Return the first line, the line containing "const nav = ['Home', 'Speaker", and every line between them, exactly as they stand.

━━━━━━━━━━

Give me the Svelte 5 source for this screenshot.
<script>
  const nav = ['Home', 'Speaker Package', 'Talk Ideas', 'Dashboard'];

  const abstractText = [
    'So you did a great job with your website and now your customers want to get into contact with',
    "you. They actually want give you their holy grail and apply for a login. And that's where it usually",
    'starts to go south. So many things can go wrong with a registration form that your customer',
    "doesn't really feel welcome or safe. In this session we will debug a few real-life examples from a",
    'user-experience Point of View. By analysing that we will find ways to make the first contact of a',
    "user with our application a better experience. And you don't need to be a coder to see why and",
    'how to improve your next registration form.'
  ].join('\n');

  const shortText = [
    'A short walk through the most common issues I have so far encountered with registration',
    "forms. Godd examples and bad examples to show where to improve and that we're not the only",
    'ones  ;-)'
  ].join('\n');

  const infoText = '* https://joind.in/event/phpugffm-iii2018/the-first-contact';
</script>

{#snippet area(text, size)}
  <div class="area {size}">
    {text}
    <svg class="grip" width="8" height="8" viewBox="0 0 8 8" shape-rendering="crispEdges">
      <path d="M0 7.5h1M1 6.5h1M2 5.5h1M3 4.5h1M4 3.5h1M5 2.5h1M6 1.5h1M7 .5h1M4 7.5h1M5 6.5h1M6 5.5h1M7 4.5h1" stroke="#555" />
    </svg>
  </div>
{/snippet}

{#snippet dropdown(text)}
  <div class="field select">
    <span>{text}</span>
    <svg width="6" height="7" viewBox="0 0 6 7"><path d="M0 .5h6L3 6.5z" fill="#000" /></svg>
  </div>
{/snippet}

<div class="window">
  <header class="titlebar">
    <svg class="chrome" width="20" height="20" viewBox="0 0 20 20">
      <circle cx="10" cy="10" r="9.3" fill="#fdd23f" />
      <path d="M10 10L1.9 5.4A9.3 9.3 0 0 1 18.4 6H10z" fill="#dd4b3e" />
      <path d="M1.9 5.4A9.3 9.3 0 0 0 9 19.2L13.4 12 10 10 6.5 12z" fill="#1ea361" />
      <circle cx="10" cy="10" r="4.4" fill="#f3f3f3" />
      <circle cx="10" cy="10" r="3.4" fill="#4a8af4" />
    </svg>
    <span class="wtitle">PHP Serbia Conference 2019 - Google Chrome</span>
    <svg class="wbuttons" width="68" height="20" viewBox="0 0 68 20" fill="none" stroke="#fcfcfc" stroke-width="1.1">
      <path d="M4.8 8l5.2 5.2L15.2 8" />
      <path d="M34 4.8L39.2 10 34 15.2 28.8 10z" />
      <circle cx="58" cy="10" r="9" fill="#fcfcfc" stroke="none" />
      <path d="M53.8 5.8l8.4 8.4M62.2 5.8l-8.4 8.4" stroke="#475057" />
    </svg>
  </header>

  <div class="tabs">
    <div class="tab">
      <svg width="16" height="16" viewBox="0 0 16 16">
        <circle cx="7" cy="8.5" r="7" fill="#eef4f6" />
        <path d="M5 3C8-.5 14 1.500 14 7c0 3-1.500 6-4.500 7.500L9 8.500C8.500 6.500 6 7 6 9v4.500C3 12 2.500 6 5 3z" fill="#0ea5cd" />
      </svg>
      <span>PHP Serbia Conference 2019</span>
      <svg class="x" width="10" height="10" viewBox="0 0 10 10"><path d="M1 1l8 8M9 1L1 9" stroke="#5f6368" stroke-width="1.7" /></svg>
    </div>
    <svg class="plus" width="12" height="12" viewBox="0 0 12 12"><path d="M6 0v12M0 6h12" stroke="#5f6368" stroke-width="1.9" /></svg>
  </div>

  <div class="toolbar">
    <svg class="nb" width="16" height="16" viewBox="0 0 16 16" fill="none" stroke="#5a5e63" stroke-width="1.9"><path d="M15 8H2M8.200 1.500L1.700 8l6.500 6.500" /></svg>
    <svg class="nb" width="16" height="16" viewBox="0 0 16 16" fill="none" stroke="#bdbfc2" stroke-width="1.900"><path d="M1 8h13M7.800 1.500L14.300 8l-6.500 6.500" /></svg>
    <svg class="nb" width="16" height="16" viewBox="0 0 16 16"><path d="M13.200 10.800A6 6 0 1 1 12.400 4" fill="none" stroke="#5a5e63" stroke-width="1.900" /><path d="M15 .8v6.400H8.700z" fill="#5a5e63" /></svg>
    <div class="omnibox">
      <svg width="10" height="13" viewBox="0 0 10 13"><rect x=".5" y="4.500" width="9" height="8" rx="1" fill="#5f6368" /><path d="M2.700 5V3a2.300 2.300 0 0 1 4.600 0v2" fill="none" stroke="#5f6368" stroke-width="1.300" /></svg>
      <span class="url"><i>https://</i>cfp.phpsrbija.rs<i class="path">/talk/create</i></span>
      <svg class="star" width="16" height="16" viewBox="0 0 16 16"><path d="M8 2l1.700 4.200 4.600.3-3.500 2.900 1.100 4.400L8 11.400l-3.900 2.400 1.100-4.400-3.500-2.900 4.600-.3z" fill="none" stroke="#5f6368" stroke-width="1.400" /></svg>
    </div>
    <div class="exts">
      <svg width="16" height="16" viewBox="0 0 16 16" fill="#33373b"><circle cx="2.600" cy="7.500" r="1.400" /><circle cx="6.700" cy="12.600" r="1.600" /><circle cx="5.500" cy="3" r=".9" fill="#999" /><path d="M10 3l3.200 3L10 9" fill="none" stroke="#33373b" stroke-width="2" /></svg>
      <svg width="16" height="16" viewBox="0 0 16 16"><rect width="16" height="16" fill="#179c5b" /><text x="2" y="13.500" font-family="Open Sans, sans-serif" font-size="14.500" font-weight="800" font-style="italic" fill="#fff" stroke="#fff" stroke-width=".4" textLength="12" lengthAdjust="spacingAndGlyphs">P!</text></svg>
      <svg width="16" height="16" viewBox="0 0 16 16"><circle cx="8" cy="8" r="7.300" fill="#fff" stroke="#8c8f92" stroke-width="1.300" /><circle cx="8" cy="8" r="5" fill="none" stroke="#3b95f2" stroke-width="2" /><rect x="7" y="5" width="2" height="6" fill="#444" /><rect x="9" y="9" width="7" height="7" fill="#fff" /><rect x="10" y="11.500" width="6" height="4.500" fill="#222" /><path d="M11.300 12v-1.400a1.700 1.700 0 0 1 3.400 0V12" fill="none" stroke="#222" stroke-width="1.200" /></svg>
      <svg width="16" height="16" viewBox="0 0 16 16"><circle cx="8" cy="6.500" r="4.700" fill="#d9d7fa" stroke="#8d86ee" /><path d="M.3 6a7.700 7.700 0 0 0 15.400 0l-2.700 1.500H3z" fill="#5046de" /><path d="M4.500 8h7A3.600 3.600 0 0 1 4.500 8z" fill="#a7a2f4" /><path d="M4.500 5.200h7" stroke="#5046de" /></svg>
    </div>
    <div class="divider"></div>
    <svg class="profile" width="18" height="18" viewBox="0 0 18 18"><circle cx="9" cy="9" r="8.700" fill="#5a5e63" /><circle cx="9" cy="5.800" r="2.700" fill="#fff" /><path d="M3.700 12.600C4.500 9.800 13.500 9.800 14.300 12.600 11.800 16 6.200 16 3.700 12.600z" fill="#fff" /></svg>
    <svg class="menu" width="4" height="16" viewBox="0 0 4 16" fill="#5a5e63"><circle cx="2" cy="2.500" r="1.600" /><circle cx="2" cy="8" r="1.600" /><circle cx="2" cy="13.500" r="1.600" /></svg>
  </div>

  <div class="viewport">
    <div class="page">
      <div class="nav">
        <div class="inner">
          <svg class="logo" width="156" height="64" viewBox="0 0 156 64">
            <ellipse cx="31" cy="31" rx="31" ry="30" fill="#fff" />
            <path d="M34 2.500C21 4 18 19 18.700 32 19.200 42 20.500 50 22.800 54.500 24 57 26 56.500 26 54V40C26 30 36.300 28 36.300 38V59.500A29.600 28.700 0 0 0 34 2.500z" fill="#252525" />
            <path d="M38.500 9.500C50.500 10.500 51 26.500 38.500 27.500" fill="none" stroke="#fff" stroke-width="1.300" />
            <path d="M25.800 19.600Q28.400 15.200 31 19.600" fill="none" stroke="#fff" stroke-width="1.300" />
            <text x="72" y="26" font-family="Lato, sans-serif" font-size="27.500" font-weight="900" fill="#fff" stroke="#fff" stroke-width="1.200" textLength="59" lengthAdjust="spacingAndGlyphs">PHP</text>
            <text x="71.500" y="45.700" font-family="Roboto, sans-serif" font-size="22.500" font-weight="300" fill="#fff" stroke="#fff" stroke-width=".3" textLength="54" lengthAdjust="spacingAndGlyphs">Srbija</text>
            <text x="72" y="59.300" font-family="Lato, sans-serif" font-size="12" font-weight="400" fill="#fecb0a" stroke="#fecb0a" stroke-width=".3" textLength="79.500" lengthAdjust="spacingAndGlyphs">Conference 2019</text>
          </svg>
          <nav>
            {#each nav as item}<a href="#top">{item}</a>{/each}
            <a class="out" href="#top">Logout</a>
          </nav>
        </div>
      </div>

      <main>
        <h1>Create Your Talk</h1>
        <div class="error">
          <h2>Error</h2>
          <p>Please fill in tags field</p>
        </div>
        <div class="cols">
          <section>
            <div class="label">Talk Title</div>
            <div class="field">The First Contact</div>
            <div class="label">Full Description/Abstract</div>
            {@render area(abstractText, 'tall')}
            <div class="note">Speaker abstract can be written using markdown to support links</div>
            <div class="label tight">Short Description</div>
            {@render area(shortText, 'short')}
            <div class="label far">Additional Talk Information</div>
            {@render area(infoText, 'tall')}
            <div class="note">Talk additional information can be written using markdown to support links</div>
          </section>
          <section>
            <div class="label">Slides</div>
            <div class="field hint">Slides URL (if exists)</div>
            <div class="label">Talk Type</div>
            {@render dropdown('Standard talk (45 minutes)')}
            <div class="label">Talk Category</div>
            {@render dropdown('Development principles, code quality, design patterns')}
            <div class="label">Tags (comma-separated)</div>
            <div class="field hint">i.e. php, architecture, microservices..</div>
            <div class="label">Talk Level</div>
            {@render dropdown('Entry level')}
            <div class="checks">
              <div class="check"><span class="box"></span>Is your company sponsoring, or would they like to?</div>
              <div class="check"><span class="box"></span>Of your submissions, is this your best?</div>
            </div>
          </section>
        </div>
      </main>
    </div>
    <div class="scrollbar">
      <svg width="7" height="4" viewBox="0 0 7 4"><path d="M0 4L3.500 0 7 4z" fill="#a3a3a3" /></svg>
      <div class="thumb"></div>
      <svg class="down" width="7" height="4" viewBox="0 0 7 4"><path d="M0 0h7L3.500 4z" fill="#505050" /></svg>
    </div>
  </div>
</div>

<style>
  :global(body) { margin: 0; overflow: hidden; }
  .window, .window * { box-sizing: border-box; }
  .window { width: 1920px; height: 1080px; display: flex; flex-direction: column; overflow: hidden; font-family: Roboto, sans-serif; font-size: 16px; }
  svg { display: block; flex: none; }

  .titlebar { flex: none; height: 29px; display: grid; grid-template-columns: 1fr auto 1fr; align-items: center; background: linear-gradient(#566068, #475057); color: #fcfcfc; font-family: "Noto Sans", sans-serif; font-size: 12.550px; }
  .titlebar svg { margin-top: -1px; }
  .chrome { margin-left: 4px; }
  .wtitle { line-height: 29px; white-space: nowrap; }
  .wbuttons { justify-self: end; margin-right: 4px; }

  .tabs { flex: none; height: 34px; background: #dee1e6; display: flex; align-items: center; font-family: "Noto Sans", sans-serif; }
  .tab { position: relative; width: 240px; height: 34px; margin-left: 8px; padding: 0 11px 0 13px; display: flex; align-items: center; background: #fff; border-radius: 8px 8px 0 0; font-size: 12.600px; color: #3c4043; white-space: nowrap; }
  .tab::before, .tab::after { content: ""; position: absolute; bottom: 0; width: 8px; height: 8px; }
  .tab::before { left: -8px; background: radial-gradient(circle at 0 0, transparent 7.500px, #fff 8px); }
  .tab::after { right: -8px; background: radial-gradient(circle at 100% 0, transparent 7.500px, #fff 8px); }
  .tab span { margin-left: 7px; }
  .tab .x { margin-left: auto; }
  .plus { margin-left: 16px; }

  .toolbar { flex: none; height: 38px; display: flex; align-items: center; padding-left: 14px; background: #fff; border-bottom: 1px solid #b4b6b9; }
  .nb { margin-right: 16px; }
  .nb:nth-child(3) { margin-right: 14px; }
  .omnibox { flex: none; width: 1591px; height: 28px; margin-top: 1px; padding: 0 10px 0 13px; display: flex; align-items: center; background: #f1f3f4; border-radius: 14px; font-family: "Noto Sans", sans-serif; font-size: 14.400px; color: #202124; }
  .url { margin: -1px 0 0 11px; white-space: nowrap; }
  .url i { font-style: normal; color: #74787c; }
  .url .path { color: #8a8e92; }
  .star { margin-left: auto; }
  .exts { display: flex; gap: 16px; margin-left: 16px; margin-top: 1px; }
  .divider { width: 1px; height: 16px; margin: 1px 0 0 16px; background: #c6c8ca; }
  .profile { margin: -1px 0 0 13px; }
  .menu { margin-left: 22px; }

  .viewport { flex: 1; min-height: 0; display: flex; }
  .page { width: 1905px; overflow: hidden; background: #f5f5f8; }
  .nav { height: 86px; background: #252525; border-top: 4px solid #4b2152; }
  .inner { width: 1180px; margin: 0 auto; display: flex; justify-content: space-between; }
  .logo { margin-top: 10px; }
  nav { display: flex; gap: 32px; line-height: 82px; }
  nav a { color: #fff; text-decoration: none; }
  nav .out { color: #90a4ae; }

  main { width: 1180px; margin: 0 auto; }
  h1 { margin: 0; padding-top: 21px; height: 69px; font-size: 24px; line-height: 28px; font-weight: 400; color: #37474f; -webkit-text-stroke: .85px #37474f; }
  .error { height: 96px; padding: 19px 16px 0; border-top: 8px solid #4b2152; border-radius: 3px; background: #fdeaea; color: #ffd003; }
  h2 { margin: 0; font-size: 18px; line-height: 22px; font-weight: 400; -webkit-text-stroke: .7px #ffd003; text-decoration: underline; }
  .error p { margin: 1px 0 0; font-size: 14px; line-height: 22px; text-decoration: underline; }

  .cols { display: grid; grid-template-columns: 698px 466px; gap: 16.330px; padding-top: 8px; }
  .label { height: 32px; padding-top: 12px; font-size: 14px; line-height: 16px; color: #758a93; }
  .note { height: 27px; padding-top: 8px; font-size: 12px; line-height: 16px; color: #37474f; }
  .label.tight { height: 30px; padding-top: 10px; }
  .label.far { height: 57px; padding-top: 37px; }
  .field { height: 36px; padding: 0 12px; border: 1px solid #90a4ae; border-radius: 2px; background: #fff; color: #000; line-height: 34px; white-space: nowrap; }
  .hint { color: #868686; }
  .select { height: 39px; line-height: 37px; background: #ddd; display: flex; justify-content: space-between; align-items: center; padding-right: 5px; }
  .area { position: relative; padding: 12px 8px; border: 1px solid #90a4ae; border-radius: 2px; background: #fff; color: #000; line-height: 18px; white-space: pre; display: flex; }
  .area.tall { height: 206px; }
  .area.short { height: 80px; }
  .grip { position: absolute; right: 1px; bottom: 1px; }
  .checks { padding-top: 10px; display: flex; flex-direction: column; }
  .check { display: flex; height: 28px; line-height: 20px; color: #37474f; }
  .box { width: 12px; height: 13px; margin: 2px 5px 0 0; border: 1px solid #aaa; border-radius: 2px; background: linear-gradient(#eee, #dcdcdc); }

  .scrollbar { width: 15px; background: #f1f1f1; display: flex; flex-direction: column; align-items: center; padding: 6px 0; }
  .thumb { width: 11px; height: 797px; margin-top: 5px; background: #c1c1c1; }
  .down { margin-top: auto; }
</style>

━━━━━━━━━━

• Reply:
Give me the Svelte 5 source for this screenshot.
<script>
  const nav = ['Home', 'Speaker Package', 'Talk Ideas', 'Dashboard'];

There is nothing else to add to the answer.